As most people do, I have tried numerous, countless times to find something, anything that I am even remotely good at. I have found myself sitting for hours and hours with a pen and paper jotting down ideas and plans for what I could take up as a hobby. But the truth is, I found I enjoyed actually writing the lists and plans than I did any of the things I’d had so much fun jotting down. I LOVED to write! Ah-ha! At last, I’d found my cliché. Touché, inner doubtful self, touché. From that very moment, I realised I had to put aside a lot of the interests I’d scribbled down in one of my bullet point lists.

Inspiration is key. 

The thing I need to remember is, my father was extremely talented. He was a typical Jack of all Trades. I remember he would make the whole family and all of our friends double over in stitches, laughing at his jokes and hysterical facial expressions. One of his main goals in life was to become a famous stand up comedian, when he wasn’t gigging or doing his 9-5 labouring job.

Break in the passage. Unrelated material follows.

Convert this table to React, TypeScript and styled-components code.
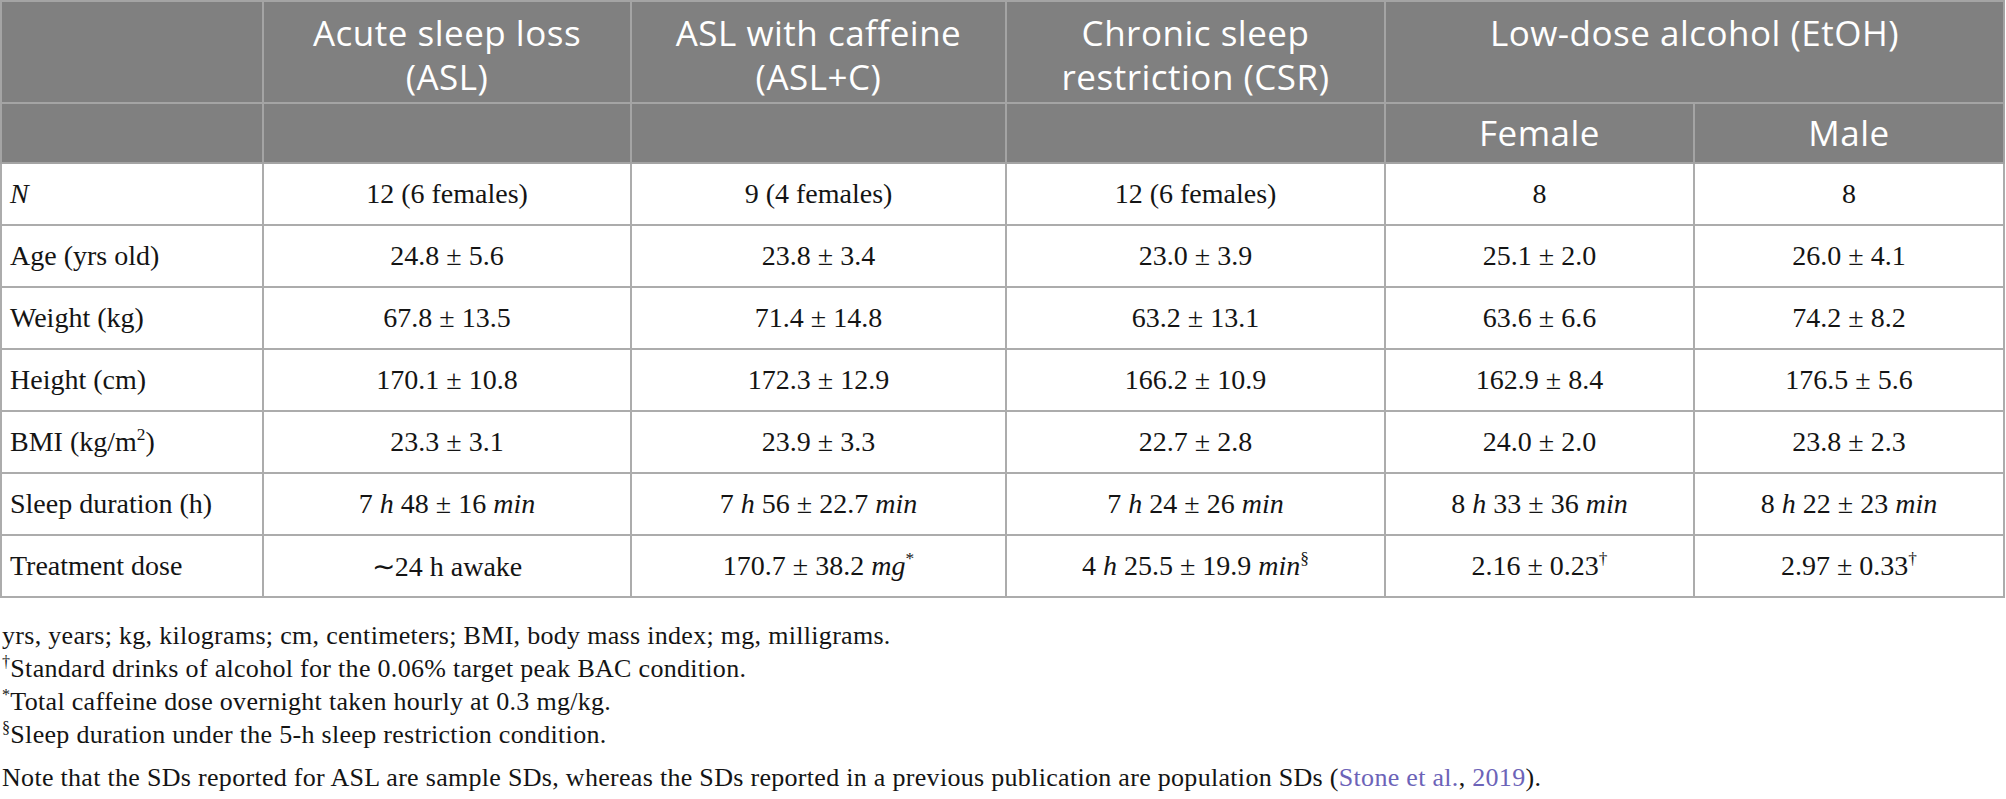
import React, { ReactNode } from "react";
import styled, { createGlobalStyle } from "styled-components";

const GlobalStyle = createGlobalStyle`
  html, body {
    margin: 0;
    padding: 0;
    background: #ffffff;
  }
`;

const Page = styled.div`
  width: 2006px;
  box-sizing: border-box;
`;

const Table = styled.table`
  width: 2003px;
  border-collapse: collapse;
  table-layout: fixed;
`;

const HeadCell = styled.th<{ $tall?: boolean }>`
  background: #808080;
  color: #ffffff;
  font-family: "Open Sans", "Noto Sans", sans-serif;
  font-weight: 400;
  font-size: 35px;
  letter-spacing: 0.5px;
  line-height: 44px;
  text-align: center;
  vertical-align: ${(p) => (p.$tall ? "top" : "middle")};
  height: ${(p) => (p.$tall ? "102px" : "60px")};
  padding: ${(p) => (p.$tall ? "9px 6px 0" : "0 6px")};
  border: 2px solid #a4a4a4;
  box-sizing: border-box;
`;

const Cell = styled.td`
  font-family: "Liberation Serif", "Times New Roman", serif;
  font-size: 28px;
  color: #141414;
  text-align: center;
  vertical-align: middle;
  height: 60px;
  padding: 0 6px;
  border: 2px solid #acacac;
  white-space: nowrap;
`;

const LabelCell = styled(Cell)`
  text-align: left;
  padding-left: 8px;
`;

const I = styled.i`
  font-style: italic;
`;

const Sup = styled.sup`
  font-size: 0.62em;
  line-height: 0;
  vertical-align: 0.65em;
`;

const Notes = styled.div`
  padding: 21px 0 0 2px;
  font-family: "Liberation Serif", "Times New Roman", serif;
  font-size: 26px;
  letter-spacing: 0.3px;
  color: #141414;
`;

const Note = styled.p<{ $gap?: boolean }>`
  margin: ${(p) => (p.$gap ? "10px 0 0" : "0")};
  line-height: 33px;
`;

const Ref = styled.span`
  color: #6c63b8;
`;

type Row = {
  label: ReactNode;
  values: ReactNode[];
};

const rows: Row[] = [
  {
    label: <I>N</I>,
    values: ["12 (6 females)", "9 (4 females)", "12 (6 females)", "8", "8"],
  },
  {
    label: "Age (yrs old)",
    values: ["24.8 ± 5.6", "23.8 ± 3.4", "23.0 ± 3.9", "25.1 ± 2.0", "26.0 ± 4.1"],
  },
  {
    label: "Weight (kg)",
    values: ["67.8 ± 13.5", "71.4 ± 14.8", "63.2 ± 13.1", "63.6 ± 6.6", "74.2 ± 8.2"],
  },
  {
    label: "Height (cm)",
    values: ["170.1 ± 10.8", "172.3 ± 12.9", "166.2 ± 10.9", "162.9 ± 8.4", "176.5 ± 5.6"],
  },
  {
    label: (
      <>
        BMI (kg/m<Sup>2</Sup>)
      </>
    ),
    values: ["23.3 ± 3.1", "23.9 ± 3.3", "22.7 ± 2.8", "24.0 ± 2.0", "23.8 ± 2.3"],
  },
  {
    label: "Sleep duration (h)",
    values: [
      <>7 <I>h</I> 48 ± 16 <I>min</I></>,
      <>7 <I>h</I> 56 ± 22.7 <I>min</I></>,
      <>7 <I>h</I> 24 ± 26 <I>min</I></>,
      <>8 <I>h</I> 33 ± 36 <I>min</I></>,
      <>8 <I>h</I> 22 ± 23 <I>min</I></>,
    ],
  },
  {
    label: "Treatment dose",
    values: [
      "∼24 h awake",
      <>170.7 ± 38.2 <I>mg</I><Sup>*</Sup></>,
      <>4 <I>h</I> 25.5 ± 19.9 <I>min</I><Sup>§</Sup></>,
      <>2.16 ± 0.23<Sup>†</Sup></>,
      <>2.97 ± 0.33<Sup>†</Sup></>,
    ],
  },
];

const columnWidths = [262, 368, 375, 379, 309, 310];

export default function App() {
  return (
    <Page>
      <GlobalStyle />
      <Table>
        <colgroup>
          {columnWidths.map((w, i) => (
            <col key={i} style={{ width: w }} />
          ))}
        </colgroup>
        <thead>
          <tr>
            <HeadCell $tall />
            <HeadCell $tall>
              Acute sleep loss
              <br />
              (ASL)
            </HeadCell>
            <HeadCell $tall>
              ASL with caffeine
              <br />
              (ASL+C)
            </HeadCell>
            <HeadCell $tall>
              Chronic sleep
              <br />
              restriction (CSR)
            </HeadCell>
            <HeadCell $tall colSpan={2}>
              Low-dose alcohol (EtOH)
            </HeadCell>
          </tr>
          <tr>
            <HeadCell />
            <HeadCell />
            <HeadCell />
            <HeadCell />
            <HeadCell>Female</HeadCell>
            <HeadCell>Male</HeadCell>
          </tr>
        </thead>
        <tbody>
          {rows.map((row, i) => (
            <tr key={i}>
              <LabelCell>{row.label}</LabelCell>
              {row.values.map((v, j) => (
                <Cell key={j}>{v}</Cell>
              ))}
            </tr>
          ))}
        </tbody>
      </Table>

      <Notes>
        <Note>yrs, years; kg, kilograms; cm, centimeters; BMI, body mass index; mg, milligrams.</Note>
        <Note>
          <Sup>†</Sup>Standard drinks of alcohol for the 0.06% target peak BAC condition.
        </Note>
        <Note>
          <Sup>*</Sup>Total caffeine dose overnight taken hourly at 0.3 mg/kg.
        </Note>
        <Note>
          <Sup>§</Sup>Sleep duration under the 5-h sleep restriction condition.
        </Note>
        <Note $gap>
          Note that the SDs reported for ASL are sample SDs, whereas the SDs reported in a previous
          publication are population SDs (<Ref>Stone et al.</Ref>, <Ref>2019</Ref>).
        </Note>
      </Notes>
    </Page>
  );
}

He would sit for hours, writing his jokes down and practising the one liners in his head, making himself chuckle along the way. I’ll never forget how brilliantly he could write a story. I’d be sat at the end of my mum’s and Dad’s bed, reading the pages as he wrote the next, waiting in suspence for what was comimg next in his newest horror story. And what an artist he was, too! The man could draw anything you put in front of him. I still have many of his drawings and inventions..(did I mention he was an inventor,also?) His bed time (or anytime) stories consisted of amazing made up adventures or real factual stories, where he’d tell me about how he won competitions in school and the prizes were art supplies.

The motivation. 

 One day, I came home from school to find my bedroom completely transformed into a jungle themed room! My dad knew my favourite movie at the time was Jumanji – with Robin Williams. I gasped in shock and amazement as I looked at the colossal paper mache elephant sticking out of the breast wall, hanging it’s massive trunk over my bed. The main feature of it all had to be the biggest wall in my room. It was covered from every corner and every single inch of the wall had detail- a giant hand painted science from Jumanji.  It even had the famous game board right in the middle, with the dice flying off each side of it. It had a stampede of animals running out of the jungle trees and leaves, with vines and wild jungle colours all over. On another wall, standing from floor to ceiling was a hand made paper mache book case. Also inspired by the movie. The detail on the actual bookshelf itself was amazing, and each book had a name of some of the family members as the title. Names like ‘ Baby Jamie ‘ and ‘Dizzy Lizzy’ were a few of my cousins my dad had nicknamed. So, I suppose you could say if I have any talent in writing at all, it’s definitely came from my Dad.

Its all looking up! 

So, that’s it! Ive written, read and proofread this post so many times, I can practically recite it in my sleep! It might not be perfect, but this is where it all began with me. I have an enormous mixture of topics I like to cover,  discuss and write about, as well as reading other people’s blogs about how they started off, and such! I honestly cannot wait to begin blogging, writing stories and sharing with you all my daily life and what we get up to as a family. I’m so excited! A diary and a notebook is always on my Christmas list, so this is perfect for me. I’m so glad you’ve come along and had a sneak peek into a small part of my past, I’ll be coming with more. I’m so charged up to start writing about my children, too!  

I’ll be back… 

 I started to write this to show where I get my inspiration, where I started, and a small look into my past. I also wanted to let a little bit of me pour in. I’m already planning my next blog… Thanks for reading.